L’échantillonnage étant au centre de "Discovery", il devient l’album ultime des chasseuses et chasseurs de samples. Et de ce côté-là, il y a du boulot. D'abord beaucoup de samples sont tout simplement introuvables car créés de toutes pièces. Ensuite, le plus souvent, les musiciens découpent, accélèrent ou ralentissent les échantillons utilisés au point de les rendre quasi indétectables.

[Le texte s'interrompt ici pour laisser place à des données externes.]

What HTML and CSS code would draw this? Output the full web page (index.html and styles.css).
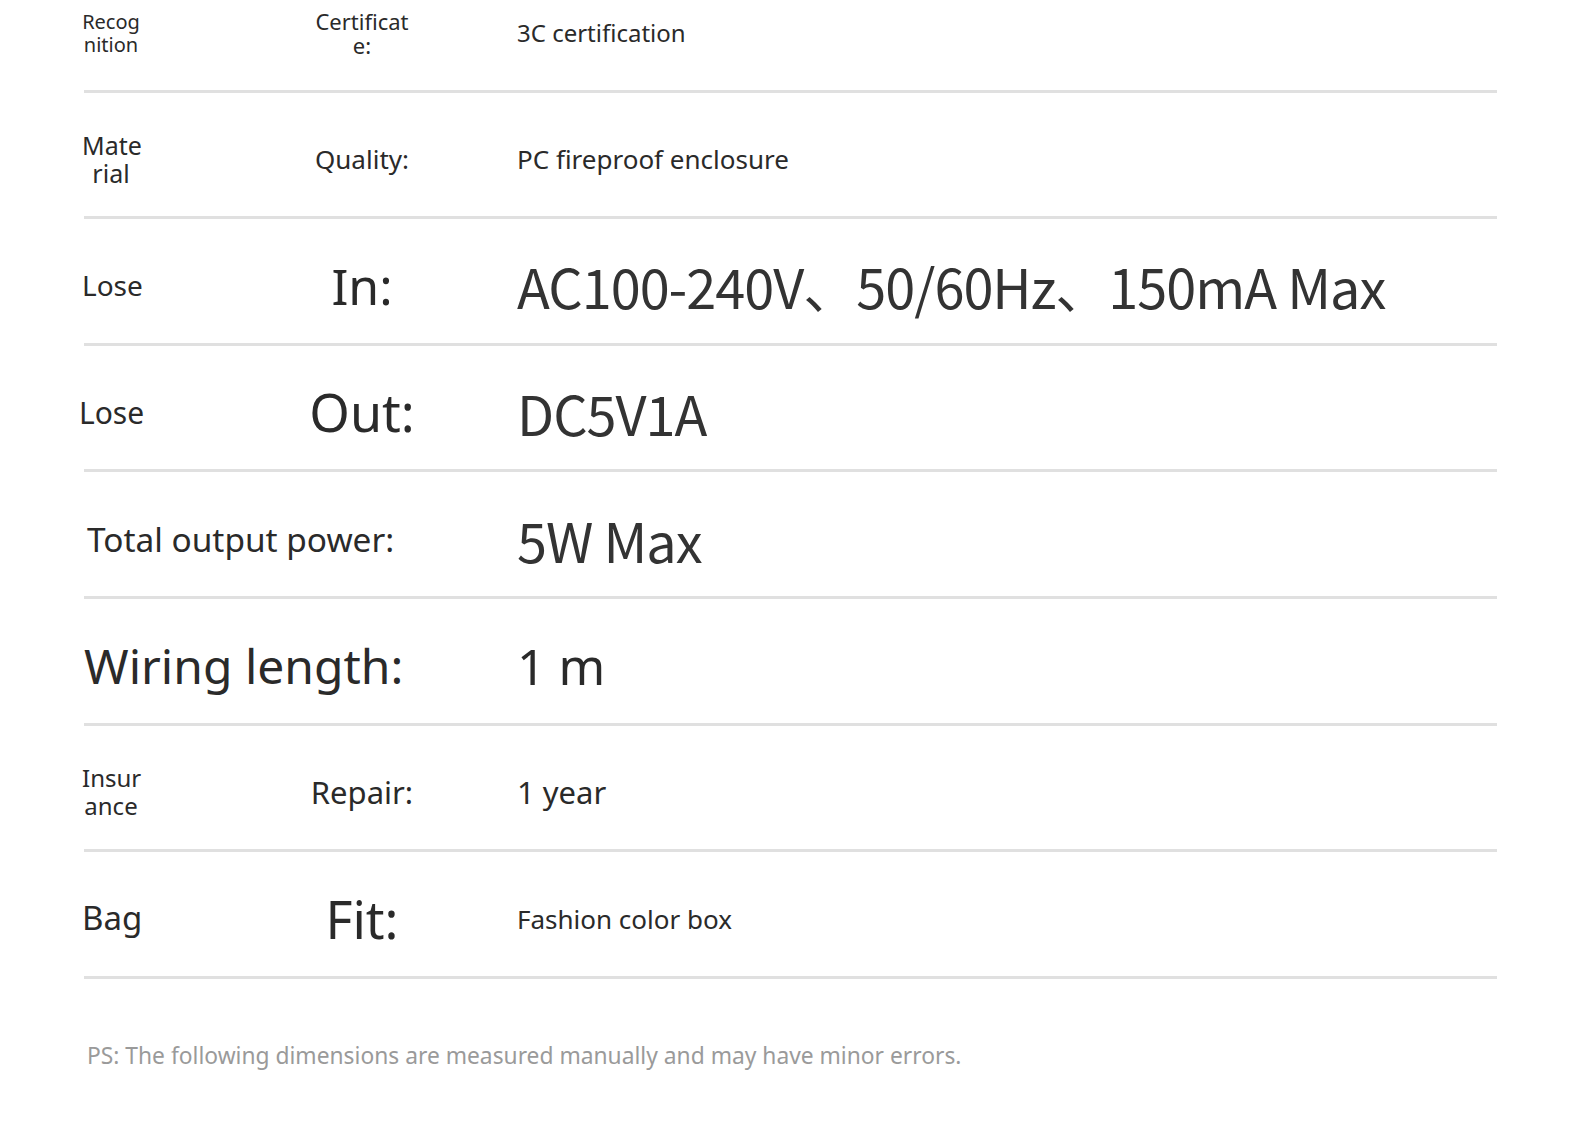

Mais il en faut plus pour désarçonner les ultra-connaisseurs qui sont parvenus à déceler une utilisation non-créditée de "More Spell On You" d'Eddie Jones sur "One More Time". De quoi démontrer que malgré leur transformation en robots, les Daft Punk restent des humains après tout.
"Daft Punk Unchained"
Un film pour résumer l'histoire de Daft Punk
"Daft Punk Unchained" est le dernier documentaire en date sur Daft Punk sorti en 2015.
A l’heure de la mondialisation et de l’explosion des réseaux sociaux, le duo a toujours refusé d’afficher son vrai visage et a orchestré avec précision chacune de ses apparitions en robots.
Le film raconte la quête d’indépendance de deux créateurs à contre-courant de notre société du paraître.